According to the United Nations, more than seven million Venezuelans are displaced across international borders as of October 2022. The social, economic, and political deterioration of the country due to the implosion of the heteropatriarchal vision of the socialist Bolivarian Revolution has created an unsustainable environment for its citizens, particularly for the queer population. Homophobic rhetoric and violence against the LGBTQIA+ community allow heterosexuality to secure its hegemony so that it can maintain its status as the idealized sexual orientation in the Venezuelan imaginary. For example, lesbians in Venezuela, and the Venezuelan diaspora, or what I call the Venespora, seldom dare to publicly embrace their sexuality considering visibility perpetuates their precarity. Liz in September (2014), a film based on Jane Chambers’ landmark lesbian drama Last Summer at Bluefish Cove (1975) by Venezuelan filmmaker Fina Torres, subverts heteronormative dynamics in Venezuelan society by constructing a lesbian utopia.
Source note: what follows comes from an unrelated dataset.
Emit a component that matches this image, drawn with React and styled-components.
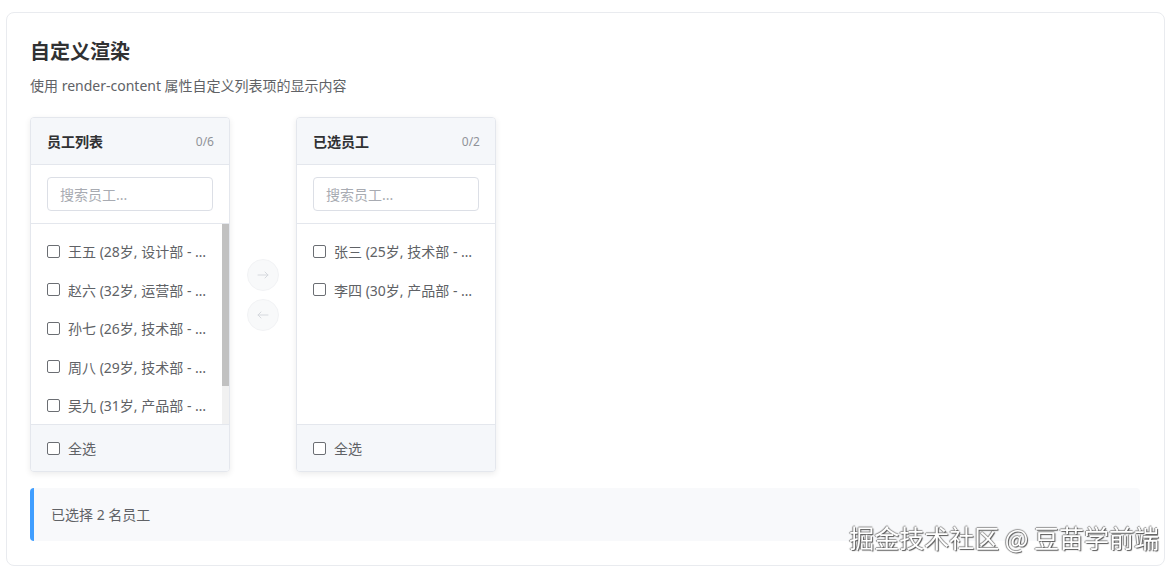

This paper seeks to examine queer spectatorial pleasure in Latin American cinema vis-à-vis the range and tenacity of nonnormative gestures between the characters in the film to offer a framework that breaks heteropatriarchal linguistic codes and elicits an inclusive future in (and out of) Venezuela.
“The Pleasures and Perils of Generative AI Imagery: Remarks from Social Work,” Ian G. Williams.
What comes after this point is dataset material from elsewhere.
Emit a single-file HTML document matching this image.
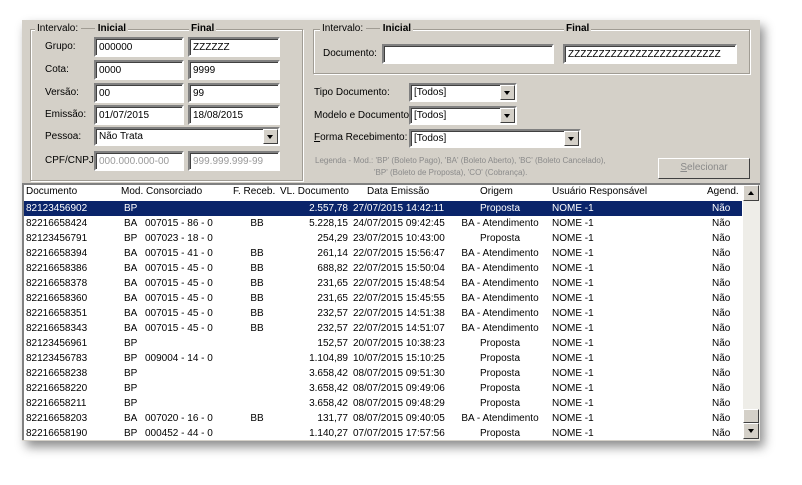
<!DOCTYPE html>
<html><head><meta charset="utf-8"><style>
*{margin:0;padding:0;box-sizing:border-box}
body{width:802px;height:485px;background:#fff;position:relative;overflow:hidden;font-family:"Liberation Sans",Arial,sans-serif;font-size:10px;color:#000}
.a{position:absolute;white-space:nowrap}
.win{position:absolute;left:22px;top:20px;width:738px;height:421px;background:#d4d0c8;box-shadow:4px 6px 10px rgba(0,0,0,.45)}
.gb{position:absolute;border:1px solid #a09c94;box-shadow:1px 1px 0 #fff inset,1px 1px 0 #fff}
.lg{position:absolute;top:-7px;background:#d4d0c8;padding:0 2px;font-size:10px}
.in{position:absolute;background:#fff;border:2px solid;border-color:#808080 #fff #fff #808080;box-shadow:inset 1px 1px 0 #404040;height:20px;padding:2px 3px;font-size:10px;line-height:14px;overflow:hidden;white-space:nowrap}
.dis2{background:#fff;color:#9a9a9a}
.cb{position:absolute;background:#fff;border:2px solid;border-color:#808080 #fff #fff #808080;box-shadow:inset 1px 1px 0 #404040;height:19px;padding:1px 3px;line-height:14px}
.cb .btn{position:absolute;right:0;top:0;width:15px;height:15px;background:#d4d0c8;border:1px solid;border-color:#fff #404040 #404040 #fff}
.tri{position:absolute;left:3px;top:5px;width:0;height:0;border-left:3.5px solid transparent;border-right:3.5px solid transparent;border-top:4px solid #000}
.list{position:absolute;left:22px;top:183px;width:738px;height:257px;background:#fff;border-top:2px solid #808080;border-left:2px solid #808080}
.row{position:absolute;left:0;width:718px;height:15px;line-height:15px}
.row span{position:absolute;white-space:nowrap}
.sel{background:#0a246a;color:#fff}
</style></head><body>
<div class="win"></div>
<div class="gb" style="left:30px;top:29px;width:273px;height:152px">
<div class="lg" style="left:4px">Intervalo: <span style="display:inline-block;width:14px;border-top:1px solid #a09c94;vertical-align:middle"></span> <b>Inicial</b></div>
<div class="lg" style="left:158px"><b>Final</b></div>
</div>
<div class="a" style="left:45px;top:41px">Grupo:</div>
<div class="a" style="left:45px;top:64px">Cota:</div>
<div class="a" style="left:45px;top:87px">Versão:</div>
<div class="a" style="left:45px;top:109px">Emissão:</div>
<div class="a" style="left:45px;top:131px">Pessoa:</div>
<div class="a" style="left:45px;top:155px">CPF/CNPJ:</div>
<div class="in" style="left:94px;top:37px;width:90px">000000</div>
<div class="in" style="left:188px;top:37px;width:92px">ZZZZZZ</div>
<div class="in" style="left:94px;top:60px;width:90px">0000</div>
<div class="in" style="left:188px;top:60px;width:92px">9999</div>
<div class="in" style="left:94px;top:83px;width:90px">00</div>
<div class="in" style="left:188px;top:83px;width:92px">99</div>
<div class="in" style="left:94px;top:105px;width:90px">01/07/2015</div>
<div class="in" style="left:188px;top:105px;width:92px">18/08/2015</div>
<div class="cb" style="left:94px;top:127px;width:186px">Não Trata<div class="btn"><div class="tri"></div></div></div>
<div class="in dis2" style="left:94px;top:151px;width:90px">000.000.000-00</div>
<div class="in dis2" style="left:188px;top:151px;width:92px">999.999.999-99</div>
<div class="gb" style="left:313px;top:29px;width:437px;height:45px">
<div class="lg" style="left:6px">Intervalo: <span style="display:inline-block;width:14px;border-top:1px solid #a09c94;vertical-align:middle"></span> <b>Inicial</b></div>
<div class="lg" style="left:250px"><b>Final</b></div>
</div>
<div class="a" style="left:323px;top:48px">Documento:</div>
<div class="in" style="left:382px;top:44px;width:172px"></div>
<div class="in" style="left:563px;top:44px;width:174px">ZZZZZZZZZZZZZZZZZZZZZZZZZ</div>
<div class="a" style="left:314px;top:87px">Tipo Documento:</div>
<div class="a" style="left:314px;top:110px">Modelo e Documento:</div>
<div class="a" style="left:314px;top:132px"><u>F</u>orma Recebimento:</div>
<div class="cb" style="left:409px;top:83px;width:108px">[Todos]<div class="btn"><div class="tri"></div></div></div>
<div class="cb" style="left:409px;top:106px;width:108px">[Todos]<div class="btn"><div class="tri"></div></div></div>
<div class="cb" style="left:409px;top:129px;width:172px">[Todos]<div class="btn"><div class="tri"></div></div></div>
<div class="a" style="left:315px;top:155px;font-size:8px;color:#8a8a8a;line-height:12px">Legenda - Mod.: 'BP' (Boleto Pago), 'BA' (Boleto Aberto), 'BC' (Boleto Cancelado),<br><span style="padding-left:59px">'BP' (Boleto de Proposta), 'CO' (Cobrança).</span></div>
<div class="a" style="left:658px;top:158px;width:92px;height:21px;border:1px solid;border-color:#fff #404040 #404040 #fff;text-align:center;line-height:18px;color:#8a8a8a;font-size:10px"><u>S</u>elecionar</div>
<div class="list">
<div class="row" style="top:0;height:16px;line-height:14px">
<span style="left:2px">Documento</span><span style="left:97px">Mod. Consorciado</span><span style="left:209px">F. Receb.</span><span style="left:256px">VL. Documento</span><span style="left:343px">Data Emissão</span><span style="left:456px">Origem</span><span style="left:528px">Usuário Responsável</span><span style="left:683px">Agend.</span>
</div>
<div id="rows"></div>
<div style="position:absolute;left:719px;top:0;width:17px;height:255px;background:#eeede8"></div>
<div style="position:absolute;left:719px;top:0;width:16px;height:16px;background:#d4d0c8;border:1px solid;border-color:#fff #404040 #404040 #fff"><div style="position:absolute;left:4px;top:5px;border-left:3.5px solid transparent;border-right:3.5px solid transparent;border-bottom:4px solid #000"></div></div>
<div style="position:absolute;left:719px;top:224px;width:16px;height:14px;background:#d4d0c8;border:1px solid;border-color:#fff #404040 #404040 #fff"></div>
<div style="position:absolute;left:719px;top:238px;width:16px;height:16px;background:#d4d0c8;border:1px solid;border-color:#fff #404040 #404040 #fff"><div style="position:absolute;left:4px;top:5px;border-left:3.5px solid transparent;border-right:3.5px solid transparent;border-top:4px solid #000"></div></div>
</div>
<script>
var d=[
["82123456902","BP","","","2.557,78","27/07/2015 14:42:11","Proposta"],
["82216658424","BA","007015 - 86 - 0","BB","5.228,15","24/07/2015 09:42:45","BA - Atendimento"],
["82123456791","BP","007023 - 18 - 0","","254,29","23/07/2015 10:43:00","Proposta"],
["82216658394","BA","007015 - 41 - 0","BB","261,14","22/07/2015 15:56:47","BA - Atendimento"],
["82216658386","BA","007015 - 45 - 0","BB","688,82","22/07/2015 15:50:04","BA - Atendimento"],
["82216658378","BA","007015 - 45 - 0","BB","231,65","22/07/2015 15:48:54","BA - Atendimento"],
["82216658360","BA","007015 - 45 - 0","BB","231,65","22/07/2015 15:45:55","BA - Atendimento"],
["82216658351","BA","007015 - 45 - 0","BB","232,57","22/07/2015 14:51:38","BA - Atendimento"],
["82216658343","BA","007015 - 45 - 0","BB","232,57","22/07/2015 14:51:07","BA - Atendimento"],
["82123456961","BP","","","152,57","20/07/2015 10:38:23","Proposta"],
["82123456783","BP","009004 - 14 - 0","","1.104,89","10/07/2015 15:10:25","Proposta"],
["82216658238","BP","","","3.658,42","08/07/2015 09:51:30","Proposta"],
["82216658220","BP","","","3.658,42","08/07/2015 09:49:06","Proposta"],
["82216658211","BP","","","3.658,42","08/07/2015 09:48:29","Proposta"],
["82216658203","BA","007020 - 16 - 0","BB","131,77","08/07/2015 09:40:05","BA - Atendimento"],
["82216658190","BP","000452 - 44 - 0","","1.140,27","07/07/2015 17:57:56","Proposta"]];
var h="";d.forEach(function(r,i){h+='<div class="row'+(i==0?' sel':'')+'" style="top:'+(16+i*15)+'px"><span style="left:2px">'+r[0]+'</span><span style="left:100px">'+r[1]+'</span><span style="left:121px">'+r[2]+'</span><span style="left:213px;width:40px;text-align:center">'+r[3]+'</span><span style="left:250px;width:74px;text-align:right">'+r[4]+'</span><span style="left:329px">'+r[5]+'</span><span style="left:416px;width:120px;text-align:center">'+r[6]+'</span><span style="left:528px">NOME -1</span><span style="left:688px">Não</span></div>'});
document.getElementById("rows").innerHTML=h;
</script>
</body></html>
Algorithmically generated imagery (“AI Art”) is seemingly ubiquitous on social media today, yet still a relatively new and emergent phenomena. Its existence stirs up and reconfigures familiar debates about the relationship between creativity, machinery, property, and economic structures. This presentation will reflect on observations from two collaborative image generation processes the presenter participated in between September 2022 and March 2023, where discourse about the ethics and politics of AI art was interwoven with the pleasures of playful exploration.
Speaker Bios:
Waleska Solórzano received her Master’s Degree in Philosophy with a concentration in Ethics and Public Affairs as well as a CERG in Women and Gender Studies at George Mason University. From 2018 to 2019, Waleska lived in Indonesia, where she researched anti-human trafficking initiatives and the transformative healing potential of aesthetic practices as a Boren Fellow. Aesthetic theory, contemporary art movements, and ethnography motivate her academic practice. Her research implements utopian social and political thought as a framework for analyzing issues relating to identity formation, gender and sexuality, migration, and queer artistic practices, as it relates to the Venezuelan diaspora, or what she terms the Venespora. Currently, she is researching the Venespora while pursuing her doctoral degree at Cornell University in the Romance Studies Department, the Spanish and Portuguese Section.
www.waleskadelsol.com
Ian G. Williams, LMSW is a student in the Ph.D. Program in Social Welfare and the Advanced Certificate Program in Interactive Technology and Pedagogy at the CUNY Graduate Center. He is a Program Social Media Fellow with the Graduate Center Digital Initiatives, and a 2022-2024 HASTAC Scholar. Ian researches the intersections of technology, human service organizations, and social theory. Ian holds an MSW in Organizational Management and Leadership from the Silberman School of Social Work at Hunter College, and a BA in East Asian Studies, Cultural Studies, and World Religions from McGill University.